The concept of alert thresholds can be applied to SLOs. Let’s imagine you defined an SLO that, for a rolling 30-window period, 95% of requests need to be served under 200ms. Once that SLO is breached you have real user impact and that’s worth the trouble of waking someone up. Despite being better than traditional alert thresholds, this approach has a few drawbacks:
- It’s a reactive approach, meaning, you’ll receive an alert only when there’s more than the accepted level of unreliability
- Static thresholds are unable to keep up with your service’s evolution. Thresholds are defined around the conditions of today and can quickly become obsolete. Service changes, hardware upgrades, or library patches can impact the meaningfulness of a threshold
A better approach would be to evolve into a proactive approach, where you could be alerted before reliability levels have already been breached.
Error Budget Burned
Error budget is the amount of reliability you can tolerate before reaching critical reliability levels and should not be treated like another metric to be tracked. An error budget can be leveraged to create alerts that can warn you when something is not working properly way before your SLO target is compromised. Let’s use the previous where you have an SLO that, for a rolling 30-window, 95% of requests need to be served under 200ms. This means that, of all served requests, 5% of them can take longer than 200ms. If all have been served under 200ms, you have all your error budget available (100%). You can then define alerts on the amount of error burned. For example:
- 25% of error budget burned would trigger an email
- 50% of error budget burned would trigger a message to slack
- 75% of error budget burned would trigger a page
Increasing levels of error budget burned would trigger higher level alert mechanisms. Inversely, you could alert on error budget available where, instead of sending alerts on thresholds of error budget burned, you would send on thresholds of error budget left. Both approaches achieve the same result.

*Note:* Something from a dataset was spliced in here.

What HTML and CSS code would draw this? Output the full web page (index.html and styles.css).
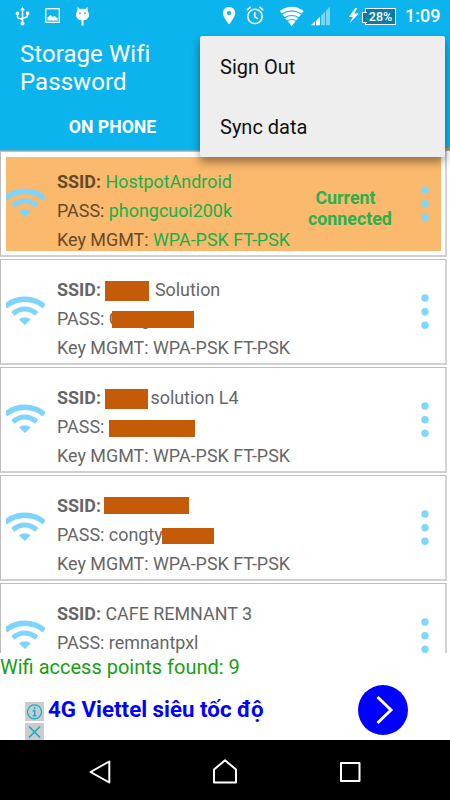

This proactive approach allows you to be alerted before serious problems arise but are still limited by its static nature. A better approach would be to trigger alerts if you could predict your SLO was going to be breached.
Burn rate
Burn rate indicates the speed at which your error budget is being consumed, relative to the SLO. Using the previous example, if you have an average error rate of 5% for the 30-day period, all your error budget will be consumed, corresponding to a burn rate of 1. If you were to have a burn rate of 2, all available error budget would be consumed in half the time window (15days).
By configuring alerts based on burn rate, you can be sure a significant portion of your error budget has already been spent and you need to look into it. But you can go one step further.
You can extend the concept of burn rate to consider multiple burn rates and multiple windows. Instead of only looking at all your window you could, for example, look at the last 2h and 24h and consider these as your fast and slow burn rates. These alerts would allow you to catch sudden and large changes in error budget consumption. You could decide, for example, that a burn rate of 10 in the last 2h would require your immediate attention.
When these are triggered you can be sure actions need to be performed. Maybe engineers need to jump on a conference call and write a postmortem document. Or maybe they need to stop feature work and focus on reliability features for the next sprint. But what exactly?
Error Budget Policies
When faced with error budget violations, you need to know what to do. Error budget policies determine the thresholds and actions to be taken to ensure error budget consumption is tackled. For each SLO a policy should be in practice and revisited regularly.
A policy can be as simple as “If error budget is depleted, fix your reliability issues” but its real value manifests itself when policies are carefully thought out and crafted. Policies should have an overview of the service they refer to, its goals and non-goals, the policy itself, exceptions to the policy, and any additional background information. An example can be seen in The Site Reliability Workbook. As an example, a simple policy could be something like:
- If a single event consumes 25% or more of the error budget, a postmortem must be conducted, which must include a P0 action that addresses the reliability that caused it
- If 75% of the error budget has been consumed, 50% of engineers must focus on reliability work
- If the SLO has been breached, feature work must stop and all engineers must focus on restoring it. Only P0 issues and security fixes can be released until the service is back within SLO
Despite its simplicity, this policy defines clear thresholds and actions that must be taken. It’s imperative that SLO breaches have consequences for them to be taken seriously. If not, it will be difficult to prioritize reliability work.
Conclusion
SLI, SLO, and Error Budget provide the foundations needed to measure, assess and prioritize reliability in the eyes of users. They create a framework and a language that allow different teams to understand and talk about reliability.
Before user dissatisfaction reaches critical levels, you want to take proper action and ensure operational excellence. Alerting on SLO serves this purpose and concepts like alert on error budget burned and burn rate will allow you to be aware of issues way before your SLO has been breached.
When these alerts are triggered, error budget policies will describe what actions need to be performed. They ensure that, when certain criteria are met, the necessary actions are consistently followed.